Scan the lines below for the word "styles". Copy each line you find it in.

* begin Data segment *

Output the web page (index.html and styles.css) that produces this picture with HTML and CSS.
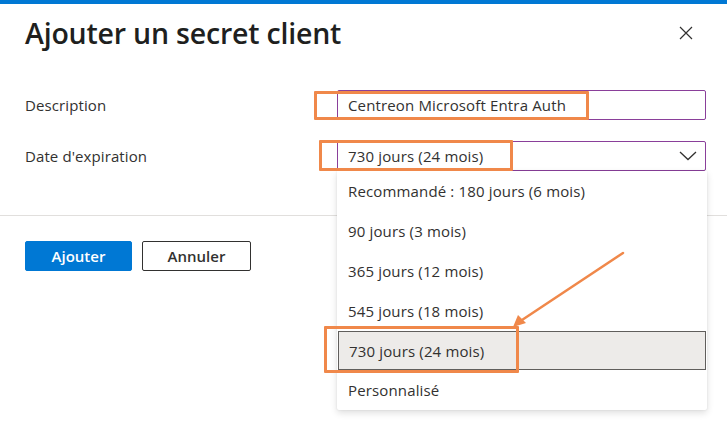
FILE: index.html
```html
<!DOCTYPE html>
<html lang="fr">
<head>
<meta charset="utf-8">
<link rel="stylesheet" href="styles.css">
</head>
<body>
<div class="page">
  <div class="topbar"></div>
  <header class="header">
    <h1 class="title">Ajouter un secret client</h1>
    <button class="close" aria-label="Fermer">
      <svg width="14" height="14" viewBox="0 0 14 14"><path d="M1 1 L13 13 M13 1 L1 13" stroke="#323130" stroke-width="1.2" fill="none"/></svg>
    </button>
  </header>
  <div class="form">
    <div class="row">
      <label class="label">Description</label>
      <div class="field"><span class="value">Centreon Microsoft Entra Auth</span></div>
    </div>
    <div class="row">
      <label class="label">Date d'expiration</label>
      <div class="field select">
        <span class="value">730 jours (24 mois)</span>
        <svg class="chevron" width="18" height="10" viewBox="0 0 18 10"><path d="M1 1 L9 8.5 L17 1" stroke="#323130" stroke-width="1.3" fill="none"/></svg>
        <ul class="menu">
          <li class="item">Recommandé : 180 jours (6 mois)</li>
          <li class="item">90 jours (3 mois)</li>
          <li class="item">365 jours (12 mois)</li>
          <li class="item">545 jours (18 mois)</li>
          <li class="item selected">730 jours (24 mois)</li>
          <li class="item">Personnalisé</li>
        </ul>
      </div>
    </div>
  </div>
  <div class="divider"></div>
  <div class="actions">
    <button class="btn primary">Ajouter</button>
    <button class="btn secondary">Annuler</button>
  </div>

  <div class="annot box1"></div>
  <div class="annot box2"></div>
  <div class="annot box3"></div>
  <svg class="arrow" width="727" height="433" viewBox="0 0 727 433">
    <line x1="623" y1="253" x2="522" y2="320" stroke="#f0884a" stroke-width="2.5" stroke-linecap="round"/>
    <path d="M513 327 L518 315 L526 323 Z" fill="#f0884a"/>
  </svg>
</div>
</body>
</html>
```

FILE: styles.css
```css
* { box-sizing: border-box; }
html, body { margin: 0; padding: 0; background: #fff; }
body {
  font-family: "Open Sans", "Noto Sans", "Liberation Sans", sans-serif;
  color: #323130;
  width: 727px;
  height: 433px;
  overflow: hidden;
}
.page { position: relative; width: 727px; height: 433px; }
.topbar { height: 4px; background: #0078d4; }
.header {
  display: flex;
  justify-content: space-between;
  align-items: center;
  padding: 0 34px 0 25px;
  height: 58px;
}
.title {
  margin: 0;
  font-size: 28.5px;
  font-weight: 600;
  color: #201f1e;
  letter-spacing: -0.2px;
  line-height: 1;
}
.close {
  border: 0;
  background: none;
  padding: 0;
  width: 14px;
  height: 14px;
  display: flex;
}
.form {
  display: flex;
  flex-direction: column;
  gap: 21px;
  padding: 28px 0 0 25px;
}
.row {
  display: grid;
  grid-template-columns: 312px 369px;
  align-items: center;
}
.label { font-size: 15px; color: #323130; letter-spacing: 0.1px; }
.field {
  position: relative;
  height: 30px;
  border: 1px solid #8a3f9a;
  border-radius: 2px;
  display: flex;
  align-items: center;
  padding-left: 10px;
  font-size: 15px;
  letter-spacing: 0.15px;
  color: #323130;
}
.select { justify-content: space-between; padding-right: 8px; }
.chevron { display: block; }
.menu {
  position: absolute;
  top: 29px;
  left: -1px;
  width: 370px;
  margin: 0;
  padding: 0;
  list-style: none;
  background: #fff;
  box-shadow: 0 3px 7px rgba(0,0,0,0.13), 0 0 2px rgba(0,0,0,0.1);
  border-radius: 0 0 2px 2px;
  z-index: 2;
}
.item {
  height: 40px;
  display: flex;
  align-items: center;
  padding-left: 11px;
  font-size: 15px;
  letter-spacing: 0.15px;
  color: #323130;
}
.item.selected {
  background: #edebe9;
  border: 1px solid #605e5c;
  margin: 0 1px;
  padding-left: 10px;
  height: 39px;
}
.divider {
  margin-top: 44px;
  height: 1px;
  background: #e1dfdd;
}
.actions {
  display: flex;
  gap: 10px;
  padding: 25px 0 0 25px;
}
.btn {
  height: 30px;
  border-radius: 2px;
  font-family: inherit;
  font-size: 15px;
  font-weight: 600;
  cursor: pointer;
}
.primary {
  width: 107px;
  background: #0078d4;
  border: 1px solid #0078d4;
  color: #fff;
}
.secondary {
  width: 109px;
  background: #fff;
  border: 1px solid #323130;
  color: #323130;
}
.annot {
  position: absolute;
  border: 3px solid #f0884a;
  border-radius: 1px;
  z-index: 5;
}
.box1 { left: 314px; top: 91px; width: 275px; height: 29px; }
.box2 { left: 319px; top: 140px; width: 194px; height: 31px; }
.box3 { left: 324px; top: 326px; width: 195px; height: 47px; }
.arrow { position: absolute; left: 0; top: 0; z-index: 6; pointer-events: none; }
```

* end Data segment *

### Written answer
Output the web page (index.html and styles.css) that produces this picture with HTML and CSS.
<link rel="stylesheet" href="styles.css">
FILE: styles.css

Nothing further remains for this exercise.